I support reformed testing standards to help our schools chart a path for growth, accountability, and student support.  My opponent wants to continue to punish public schools, teachers, and students with outdated practices.

I support reforming education funding and giving localities the resources they need and taking some of the burden off middle class taxpayers.  My opponent wants to see the current state resource crunch stagnate, and doesn’t mind seeing our public schools scramble for resources and fight over local tax hikes as a result.

I support public schools that welcome every student, regardless of background.  Those schools will give the next generation a shot at the middle class, regardless of the situations they were born into.  My opponent supports siphoning tax dollars into private schools through vouchers, turning our educational future over to experimental virtual schools, and removing control of charters from the localities they will serve.  These initiatives will erode our communities and our children’s future. Ultimately these policies will force taxpayers to fund two school systems, with one a for-profit operation accountable to no one, the other a destabilized and underfunded public system on the funded on the backs of middle class taxpayers.

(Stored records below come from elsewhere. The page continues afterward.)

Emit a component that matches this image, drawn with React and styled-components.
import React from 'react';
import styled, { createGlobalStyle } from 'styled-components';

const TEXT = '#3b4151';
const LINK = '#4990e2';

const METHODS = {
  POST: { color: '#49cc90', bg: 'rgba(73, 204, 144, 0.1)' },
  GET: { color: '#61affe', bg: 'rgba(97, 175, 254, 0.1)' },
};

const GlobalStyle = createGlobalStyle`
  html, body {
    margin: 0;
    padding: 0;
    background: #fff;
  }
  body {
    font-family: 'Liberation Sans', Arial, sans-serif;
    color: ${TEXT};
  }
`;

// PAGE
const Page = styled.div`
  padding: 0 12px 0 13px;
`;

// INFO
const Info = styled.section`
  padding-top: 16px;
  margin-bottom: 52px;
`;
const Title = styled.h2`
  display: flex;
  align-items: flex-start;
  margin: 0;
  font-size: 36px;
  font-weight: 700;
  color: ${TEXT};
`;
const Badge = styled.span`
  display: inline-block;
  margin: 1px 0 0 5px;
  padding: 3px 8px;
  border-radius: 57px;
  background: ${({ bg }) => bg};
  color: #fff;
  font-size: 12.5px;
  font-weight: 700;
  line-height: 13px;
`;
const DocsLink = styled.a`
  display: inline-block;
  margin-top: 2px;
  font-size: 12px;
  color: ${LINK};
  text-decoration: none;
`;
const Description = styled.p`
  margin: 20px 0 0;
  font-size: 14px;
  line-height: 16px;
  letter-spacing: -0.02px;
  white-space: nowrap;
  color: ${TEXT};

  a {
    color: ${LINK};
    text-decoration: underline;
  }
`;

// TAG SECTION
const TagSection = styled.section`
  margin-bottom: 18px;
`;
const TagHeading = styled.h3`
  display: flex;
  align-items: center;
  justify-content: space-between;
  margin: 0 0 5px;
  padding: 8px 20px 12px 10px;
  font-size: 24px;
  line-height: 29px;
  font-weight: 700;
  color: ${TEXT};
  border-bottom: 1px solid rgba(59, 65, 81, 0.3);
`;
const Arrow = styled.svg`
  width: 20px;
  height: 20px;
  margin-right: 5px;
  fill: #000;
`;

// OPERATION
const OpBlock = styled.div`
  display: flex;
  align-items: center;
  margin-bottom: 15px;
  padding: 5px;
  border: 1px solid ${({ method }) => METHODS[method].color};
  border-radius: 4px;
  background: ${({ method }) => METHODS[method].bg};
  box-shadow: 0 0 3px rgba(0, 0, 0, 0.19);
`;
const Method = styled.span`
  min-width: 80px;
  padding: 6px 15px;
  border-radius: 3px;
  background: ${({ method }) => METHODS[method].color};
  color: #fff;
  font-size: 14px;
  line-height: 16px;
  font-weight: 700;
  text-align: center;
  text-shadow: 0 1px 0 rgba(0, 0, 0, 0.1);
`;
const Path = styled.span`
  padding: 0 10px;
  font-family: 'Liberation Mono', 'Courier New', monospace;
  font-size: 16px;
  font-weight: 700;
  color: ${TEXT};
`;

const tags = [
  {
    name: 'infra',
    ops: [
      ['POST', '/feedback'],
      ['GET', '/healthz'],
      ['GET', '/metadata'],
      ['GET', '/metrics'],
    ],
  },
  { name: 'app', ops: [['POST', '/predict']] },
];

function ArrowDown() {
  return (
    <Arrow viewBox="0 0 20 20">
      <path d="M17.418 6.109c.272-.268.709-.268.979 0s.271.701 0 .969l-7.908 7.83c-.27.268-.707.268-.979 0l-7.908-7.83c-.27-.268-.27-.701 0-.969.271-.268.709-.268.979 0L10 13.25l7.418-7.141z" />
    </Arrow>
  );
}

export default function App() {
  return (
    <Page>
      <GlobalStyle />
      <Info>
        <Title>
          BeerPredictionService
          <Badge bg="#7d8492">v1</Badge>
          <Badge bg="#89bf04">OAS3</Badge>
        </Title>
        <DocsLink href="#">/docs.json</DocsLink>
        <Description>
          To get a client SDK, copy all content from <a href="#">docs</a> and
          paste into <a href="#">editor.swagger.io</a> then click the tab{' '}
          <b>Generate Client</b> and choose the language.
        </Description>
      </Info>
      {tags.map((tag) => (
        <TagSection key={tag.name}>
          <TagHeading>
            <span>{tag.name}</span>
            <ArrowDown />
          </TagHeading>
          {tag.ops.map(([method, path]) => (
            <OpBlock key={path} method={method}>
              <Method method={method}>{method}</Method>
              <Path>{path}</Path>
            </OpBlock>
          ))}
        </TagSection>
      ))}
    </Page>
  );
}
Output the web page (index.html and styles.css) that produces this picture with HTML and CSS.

For the past 13 school years, I’ve seen the costs of the heedless, ideological education policy pursued by our state’s Republicans. But I’ve also seen the tremendous gains that good choices can create for our children.  I am proud to stand before you today, and say clearly and unequivocally I stand for a better, more courageous approach to public education policy.  As your delegate, I will not settle for putting our children second.  I will not settle for mediocrity.  And I refuse to accept a public school system that is anything less than world class.  My name is Schuyler VanValkenburg, and that is why I am running for Delegate.